The gallows in my garden, people say,
Is new and neat and adequately tall;
I tie the noose on in a knowing way
As one that knots his necktie for a ball;
But just as all the neighbours–on the wall–
Are drawing a long breath to shout “Hurray!”
The strangest whim has seized me…. After all
I think I will not hang myself to-day.
To-morrow is the time I get my pay–
My uncle’s sword is hanging in the hall–
I see a little cloud all pink and grey–
Perhaps the rector’s mother will not call–I fancy that I heard from Mr. Gall
That mushrooms could be cooked another way–
I never read the works of Juvenal–
I think I will not hang myself to-day.
The world will have another washing-day;
The decadents decay; the pedants pall;
And H.G. Wells has found that children play,
And Bernard Shaw discovered that they squall,
Rationalists are growing rational–
And through thick woods one finds a stream astray
So secret that the very sky seems small–
I think I will not hang myself to-day.
Prince, I can hear the trumpet of Germinal,
The tumbrils toiling up the terrible way;
Even to-day your royal head may fall,
I think I will not hang myself to-day.
I
You can see Chesterton’s intention in the first stanza: to make the shocking seem banal and the banal shocking. He starts with a mere dreadful item–the gallows, then the noose, which nonetheless we had expected since he gave his title. Then he moves to say something to shock—but what should shock us next to suicide? It is the powerlessness of our society to see it coming and prevent it. Chesterton presents something private in a mocking way, making us all spectators to something dreadful. The spectacle of suicide, presented here as though with propriety and according to usage, is private and we would rather it stay that way; we refrain from witnessing or even countenancing executions, much less suicide. The opinion that life is not worth living for a human being is hard to tolerate, but impossible to see in action. There is in such an action an indictment of society that is very hard even to understand.
The strange joke about receiving compliments for one’s gallows and the joke about the necktie party serve to make us wonder where the madness lies, whether with our society and its conventions or with what may be termed an eccentric or unsound fellow. There are arguments on both sides: Our conventions have manifestly failed to make us happy, but then again taking modern boredom so far as to commit suicide seems excessive. One is, doubtless, making a spectacle of oneself in committing suicide, and it can be strangely engrossing—a farewell to life, but not to vanity. But to set one’s mind to end the rule of mind over body is rather a peculiar thing to do, as though to set on purpose to effect the proof that there is no such thing as purpose… Then again, it may be argued, one has to do unquestioningly what one has decided if one is to know with certainty who one is and where one stands. Suicide is a very decisive action, and most of our actions are not of that character, so it is arresting.

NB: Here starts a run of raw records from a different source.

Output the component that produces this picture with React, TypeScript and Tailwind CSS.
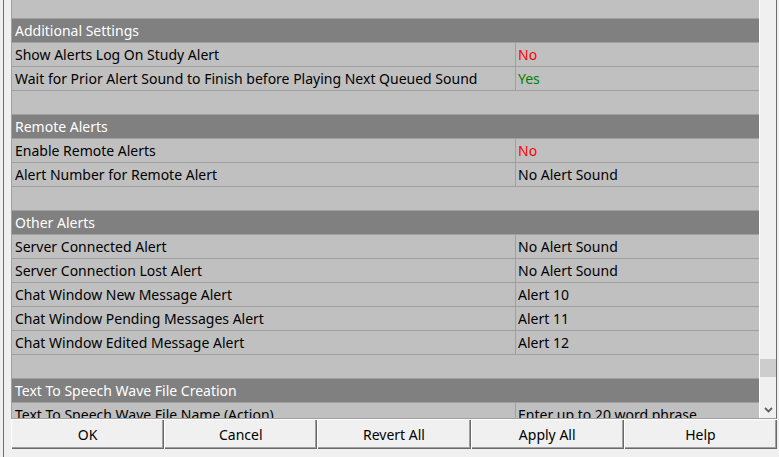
import React from "react";

type Row =
  | { kind: "blank"; h?: string }
  | { kind: "header"; label: string }
  | { kind: "item"; label: string; value: string; tone?: "red" | "green" };

const rows: Row[] = [
  { kind: "blank", h: "h-[19px]" },
  { kind: "header", label: "Additional Settings" },
  { kind: "item", label: "Show Alerts Log On Study Alert", value: "No", tone: "red" },
  { kind: "item", label: "Wait for Prior Alert Sound to Finish before Playing Next Queued Sound", value: "Yes", tone: "green" },
  { kind: "blank" },
  { kind: "header", label: "Remote Alerts" },
  { kind: "item", label: "Enable Remote Alerts", value: "No", tone: "red" },
  { kind: "item", label: "Alert Number for Remote Alert", value: "No Alert Sound" },
  { kind: "blank" },
  { kind: "header", label: "Other Alerts" },
  { kind: "item", label: "Server Connected Alert", value: "No Alert Sound" },
  { kind: "item", label: "Server Connection Lost Alert", value: "No Alert Sound" },
  { kind: "item", label: "Chat Window New Message Alert", value: "Alert 10" },
  { kind: "item", label: "Chat Window Pending Messages Alert", value: "Alert 11" },
  { kind: "item", label: "Chat Window Edited Message Alert", value: "Alert 12" },
  { kind: "blank" },
  { kind: "header", label: "Text To Speech Wave File Creation" },
  { kind: "item", label: "Text To Speech Wave File Name (Action)", value: "Enter up to 20 word phrase" },
];

const buttons = ["OK", "Cancel", "Revert All", "Apply All", "Help"];

function GridRow({ row }: { row: Row }) {
  if (row.kind === "blank") {
    return <div className={`${row.h ?? "h-[24px]"} shrink-0 border-b border-[#a0a0a0] bg-[#c0c0c0]`} />;
  }
  if (row.kind === "header") {
    return (
      <div className="h-[24px] shrink-0 border-b border-[#a0a0a0] bg-[#808080] flex items-center pl-[3px] text-white">
        {row.label}
      </div>
    );
  }
  const toneClass =
    row.tone === "red" ? "text-[#ff0000]" : row.tone === "green" ? "text-[#008000]" : "text-black";
  return (
    <div className="h-[24px] shrink-0 border-b border-[#a0a0a0] bg-[#c0c0c0] flex text-black">
      <div className="w-[504px] shrink-0 border-r border-[#a0a0a0] flex items-center pl-[3px] whitespace-nowrap overflow-hidden">
        {row.label}
      </div>
      <div className={`flex-1 flex items-center pl-[2px] whitespace-nowrap overflow-hidden ${toneClass}`}>
        {row.value}
      </div>
    </div>
  );
}

export default function App() {
  return (
    <div
      className="w-[779px] h-[457px] bg-[#f0f0f0] overflow-hidden pl-[3px] text-[14px]"
      style={{ fontFamily: '"Noto Sans", "Open Sans", sans-serif' }}
    >
      <div className="h-full border-l border-[#6e6e6e] pl-[7px] pr-[2px]">
        <div className="flex flex-col h-[449px]">
          {/* property grid + scrollbar */}
          <div className="h-[419px] flex border-b border-[#a0a0a0] border-r border-r-[#6e6e6e]">
            <div className="flex-1 flex flex-col overflow-hidden border-l border-[#a0a0a0] border-r border-r-white leading-none">
              {rows.map((r, i) => (
                <GridRow key={i} row={r} />
              ))}
            </div>
            <div className="w-[16px] shrink-0 bg-[#f0f0f0] flex flex-col">
              <div className="flex-1" />
              <div className="h-[18px] mb-[24px] bg-[#cdcdcd] mx-[0px]" />
              <div className="h-[17px] flex items-center justify-center">
                <svg width="9" height="6" viewBox="0 0 9 6">
                  <path d="M1 1 L4.5 4.5 L8 1" fill="none" stroke="#606060" strokeWidth="1.8" />
                </svg>
              </div>
            </div>
          </div>
          {/* buttons */}
          <div className="grid grid-cols-5 h-[30px]">
            {buttons.map((b) => (
              <button
                key={b}
                className="bg-[#f0f0f0] text-black shadow-[inset_1px_1px_#ffffff,inset_-1px_-1px_#696969,inset_-2px_-2px_#a0a0a0] flex items-center justify-center"
              >
                {b}
              </button>
            ))}
          </div>
        </div>
      </div>
    </div>
  );
}
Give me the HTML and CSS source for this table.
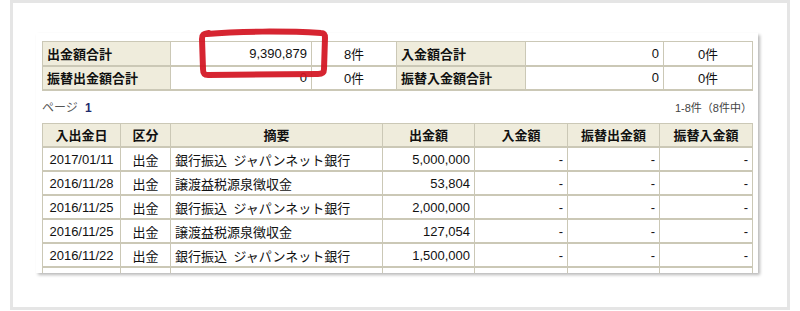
FILE: index.html
```html
<!DOCTYPE html>
<html lang="ja">
<head>
<meta charset="utf-8">
<link rel="stylesheet" href="styles.css">
</head>
<body>
<div class="frame">
  <div class="panel">
    <table class="summary">
      <colgroup><col style="width:128px"><col style="width:141px"><col style="width:85px"><col style="width:129px"><col style="width:138px"><col style="width:89px"></colgroup>
      <tr><th>出金額合計</th><td class="num">9,390,879</td><td class="cnt">8件</td><th>入金額合計</th><td class="num">0</td><td class="cnt">0件</td></tr>
      <tr><th>振替出金額合計</th><td class="num">0</td><td class="cnt">0件</td><th>振替入金額合計</th><td class="num">0</td><td class="cnt">0件</td></tr>
    </table>
    <div class="pager"><span class="page">ページ <b>1</b></span><span class="range">1-8件（8件中）</span></div>
    <table class="list">
      <colgroup><col style="width:78px"><col style="width:50px"><col style="width:212px"><col style="width:92px"><col style="width:93px"><col style="width:92px"><col style="width:93px"></colgroup>
      <tr><th>入出金日</th><th>区分</th><th>摘要</th><th>出金額</th><th>入金額</th><th>振替出金額</th><th>振替入金額</th></tr>
      <tr><td class="c">2017/01/11</td><td class="c">出金</td><td>銀行振込&ensp;ジャパンネット銀行</td><td class="num">5,000,000</td><td class="num">-</td><td class="num">-</td><td class="num">-</td></tr>
      <tr><td class="c">2016/11/28</td><td class="c">出金</td><td>譲渡益税源泉徴収金</td><td class="num">53,804</td><td class="num">-</td><td class="num">-</td><td class="num">-</td></tr>
      <tr><td class="c">2016/11/25</td><td class="c">出金</td><td>銀行振込&ensp;ジャパンネット銀行</td><td class="num">2,000,000</td><td class="num">-</td><td class="num">-</td><td class="num">-</td></tr>
      <tr><td class="c">2016/11/25</td><td class="c">出金</td><td>譲渡益税源泉徴収金</td><td class="num">127,054</td><td class="num">-</td><td class="num">-</td><td class="num">-</td></tr>
      <tr><td class="c">2016/11/22</td><td class="c">出金</td><td>銀行振込&ensp;ジャパンネット銀行</td><td class="num">1,500,000</td><td class="num">-</td><td class="num">-</td><td class="num">-</td></tr>
      <tr><td class="c">2016/11/22</td><td class="c">出金</td><td>譲渡益税源泉徴収金</td><td class="num">31,231</td><td class="num">-</td><td class="num">-</td><td class="num">-</td></tr>
    </table>
  </div>
  <svg class="mark" width="145" height="60" viewBox="0 0 145 60">
    <path d="M15 11 C45 8, 95 8, 129 10 C132 10, 133 12, 133 15 L132 46 C132 50, 130 51, 126 51 L16 52 C12 52, 11 50, 11 46 L10 16 C10 12, 11 11, 17 10" fill="none" stroke="#d2121f" stroke-width="6" stroke-linecap="round" stroke-linejoin="round" opacity="0.92"/>
  </svg>
</div>
</body>
</html>
```
FILE: styles.css
```css
html, body {
  margin: 0;
  padding: 0;
  background: #ffffff;
}
body {
  width: 800px;
  height: 311px;
  overflow: hidden;
  font-family: "Liberation Sans", "Noto Sans CJK JP", sans-serif;
  font-size: 13px;
  color: #111;
}
.frame {
  position: relative;
  box-sizing: border-box;
  margin-left: 10px;
  width: 780px;
  height: 310px;
  border: 3px solid #e5e5e5;
  background: #fff;
  padding: 30px 0 0 23px;
}
.panel {
  box-sizing: border-box;
  width: 722px;
  height: 240px;
  overflow: hidden;
  padding: 8px 6px 0 6px;
  background: #fff;
  box-shadow: 2px 2px 3px rgba(0, 0, 0, 0.28);
}
table {
  border-collapse: collapse;
  table-layout: fixed;
  width: 710px;
}
th, td {
  box-sizing: border-box;
  height: 24px;
  padding: 0 4px;
  border: 1px solid #cbc8b6;
  border-bottom: 2px solid #cbc8b6;
  white-space: nowrap;
  overflow: hidden;
  font-weight: normal;
}
.summary th {
  background: #efecdc;
  text-align: left;
  font-weight: bold;
}
.list th {
  background: #efecdc;
  text-align: center;
  font-weight: bold;
}
.num { text-align: right; }
.cnt, .c { text-align: center; }
.pager {
  height: 32px;
  display: flex;
  align-items: center;
  justify-content: space-between;
  font-size: 12px;
  color: #555;
}
.page b { color: #1d2a6b; margin-left: 4px; }
.range { font-size: 11px; color: #444; }
.mark {
  position: absolute;
  left: 179px;
  top: 20px;
  filter: blur(0.5px);
}
```
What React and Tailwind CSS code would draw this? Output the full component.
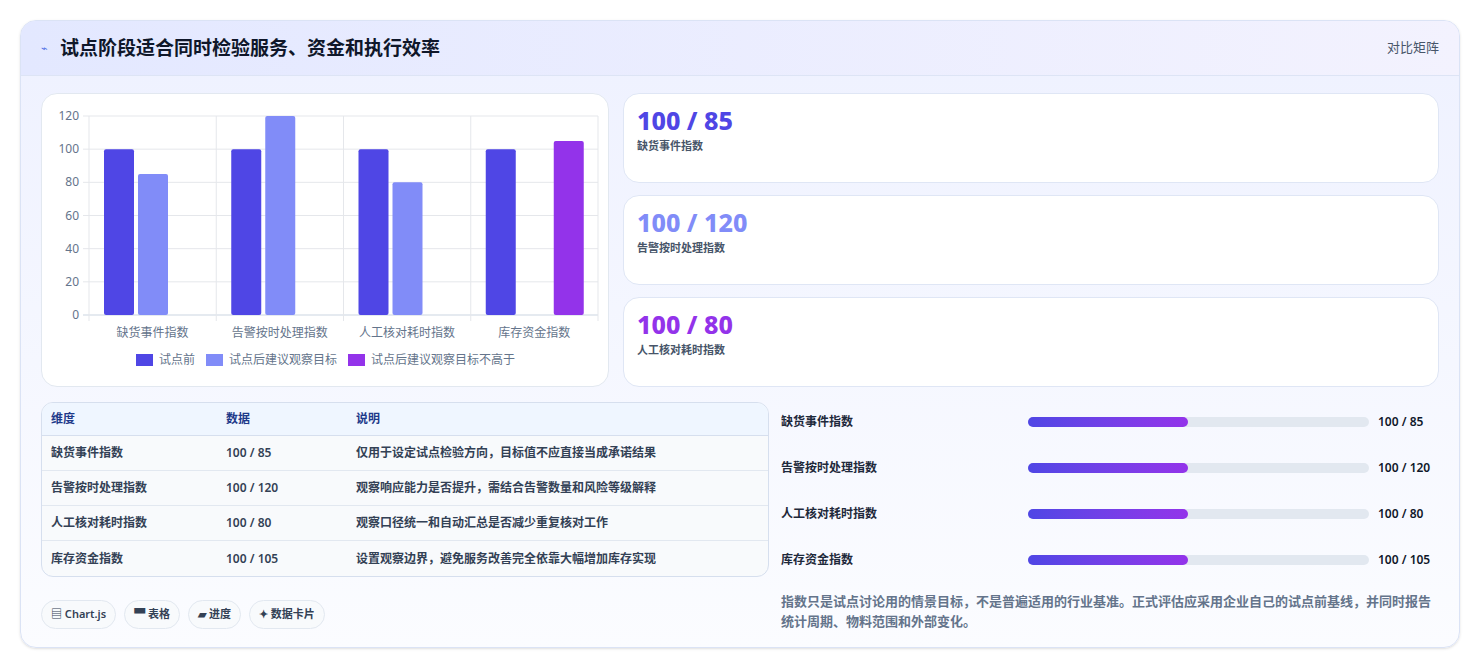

This cannot be taken to mean that suicide, even averted, is a public spectacle, like execution surely must be. It is the morrow’s papers, instead, that might publicize it; it is the gossip and the inquest that would constitute a hurray. A sense of pride might require of a man no to give the public this dubious satisfaction. The scandal: How can the people, those who fail most unstintingly the man who contemplates suicide then turn around and say, he had it coming, and has got but what he well deserved! That is the ugly passion behind our conventions–there is something cruel in the moralism. Chesterton has no time for worries about the afterlife. It is society that concentrates his attention and he is not satisfied that we are anything but eager spectators to be stupefied by the suffering of the people who reject society most thoroughly. We have it on the authority of novels and movies, that the moralistic love to gossip. A man like the protagonist of this poem will have his pride, if nothing else, and then how could he give such satisfaction to hyenas? Why, they did not even work for their amusement, but so fondly do they hold themselves esteemed, they think they do deserve it gratis…
Maybe there’s something to that thought—that suicide is like a public execution. Were we to think that we have our own way of life, which we hold to be good–then those who fail to experience or understand its goodness are somehow in the blame. What’s wrong with them? We do applaud those brilliant few who from among us rise to meet our expectations, not to say our dreams. Shall we not then good riddance those who fail impertinently to impress? There is a suggestion in this stanza that society pushes people into excessive actions.